Go through the listing beneath this task and return every line that carries the string "React".

>> start GIVEN INFORMATION

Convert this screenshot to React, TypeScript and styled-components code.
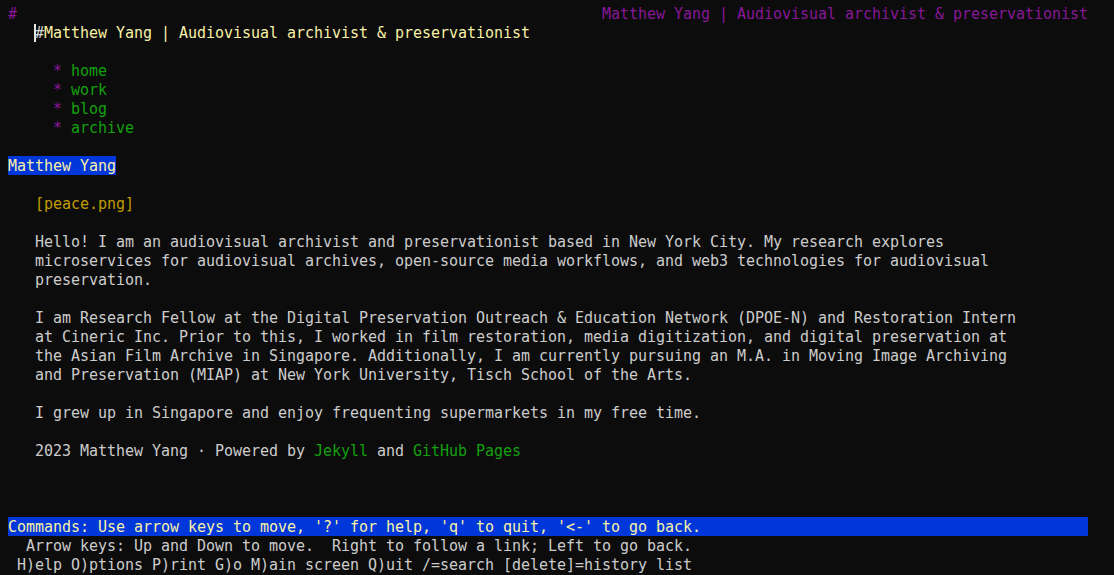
import React from "react";
import styled, { createGlobalStyle } from "styled-components";

const C = {
  bg: "#0c0c0c",
  fg: "#cccccc",
  purple: "#881798",
  green: "#13a10e",
  yellow: "#c19c00",
  bright: "#f9f1a5",
  blue: "#0037da",
};

const Global = createGlobalStyle`
  html, body { margin: 0; padding: 0; background: ${C.bg}; }
  body { overflow: hidden; }
`;

const Screen = styled.div`
  box-sizing: border-box;
  width: 1114px;
  height: 575px;
  padding: 3.5px 8px 0 8px;
  background: ${C.bg};
  color: ${C.fg};
  font-family: "DejaVu Sans Mono", "Liberation Mono", monospace;
  font-size: 15px;
  letter-spacing: -0.03px;
  display: flex;
  flex-direction: column;
`;

const Line = styled.div<{ $bg?: string; $indent?: number; $split?: boolean; $fit?: boolean }>`
  flex: none;
  height: 19px;
  line-height: 18px;
  padding-top: 1px;
  white-space: pre;
  width: ${(p) => (p.$fit ? "max-content" : "1080px")};
  padding-left: ${(p) => (p.$indent ?? 0) * 9}px;
  box-sizing: border-box;
  background: ${(p) => p.$bg ?? "transparent"};
  display: flex;
  justify-content: ${(p) => (p.$split ? "space-between" : "flex-start")};
`;

const Span = styled.span<{ $c?: string }>`
  color: ${(p) => p.$c ?? "inherit"};
`;

const Cursor = styled.span`
  position: relative;
  color: #d8d8d8;
  &::before {
    content: "";
    position: absolute;
    left: -1px;
    top: 0px;
    width: 2px;
    height: 18px;
    background: #e6e6e6;
  }
`;

const Blank = () => <Line />;

const navItems = ["home", "work", "blog", "archive"];

export default function App() {
  return (
    <>
      <Global />
      <Screen>
        <Line $split>
          <Span $c={C.purple}>#</Span>
          <Span $c={C.purple}>Matthew Yang | Audiovisual archivist &amp; preservationist</Span>
        </Line>
        <Line $indent={3}>
          <Cursor>#</Cursor>
          <Span $c={C.bright}>Matthew Yang | Audiovisual archivist &amp; preservationist</Span>
        </Line>
        <Blank />
        {navItems.map((n) => (
          <Line key={n} $indent={5}>
            <Span $c={C.purple}>* </Span>
            <Span $c={C.green}>{n}</Span>
          </Line>
        ))}
        <Blank />
        <Line $bg={C.blue} $fit>
          <Span $c={C.bright}>Matthew Yang</Span>
        </Line>
        <Blank />
        <Line $indent={3}>
          <Span $c={C.yellow}>[peace.png]</Span>
        </Line>
        <Blank />
        <Line $indent={3}>Hello! I am an audiovisual archivist and preservationist based in New York City. My research explores</Line>
        <Line $indent={3}>microservices for audiovisual archives, open-source media workflows, and web3 technologies for audiovisual</Line>
        <Line $indent={3}>preservation.</Line>
        <Blank />
        <Line $indent={3}>I am Research Fellow at the Digital Preservation Outreach &amp; Education Network (DPOE-N) and Restoration Intern</Line>
        <Line $indent={3}>at Cineric Inc. Prior to this, I worked in film restoration, media digitization, and digital preservation at</Line>
        <Line $indent={3}>the Asian Film Archive in Singapore. Additionally, I am currently pursuing an M.A. in Moving Image Archiving</Line>
        <Line $indent={3}>and Preservation (MIAP) at New York University, Tisch School of the Arts.</Line>
        <Blank />
        <Line $indent={3}>I grew up in Singapore and enjoy frequenting supermarkets in my free time.</Line>
        <Blank />
        <Line $indent={3}>
          <Span>2023 Matthew Yang · Powered by </Span>
          <Span $c={C.green}>Jekyll</Span>
          <Span> and </Span>
          <Span $c={C.green}>GitHub Pages</Span>
        </Line>
        <Blank />
        <Blank />
        <Blank />
        <Line $bg={C.blue}>
          <Span $c={C.bright}>Commands: Use arrow keys to move, '?' for help, 'q' to quit, '&lt;-' to go back.</Span>
        </Line>
        <Line $indent={2}>Arrow keys: Up and Down to move.  Right to follow a link; Left to go back.</Line>
        <Line $indent={1}>H)elp O)ptions P)rint G)o M)ain screen Q)uit /=search [delete]=history list</Line>
      </Screen>
    </>
  );
}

>> end GIVEN INFORMATION

COMPLETED TASK:
Convert this screenshot to React, TypeScript and styled-components code.
import React from "react";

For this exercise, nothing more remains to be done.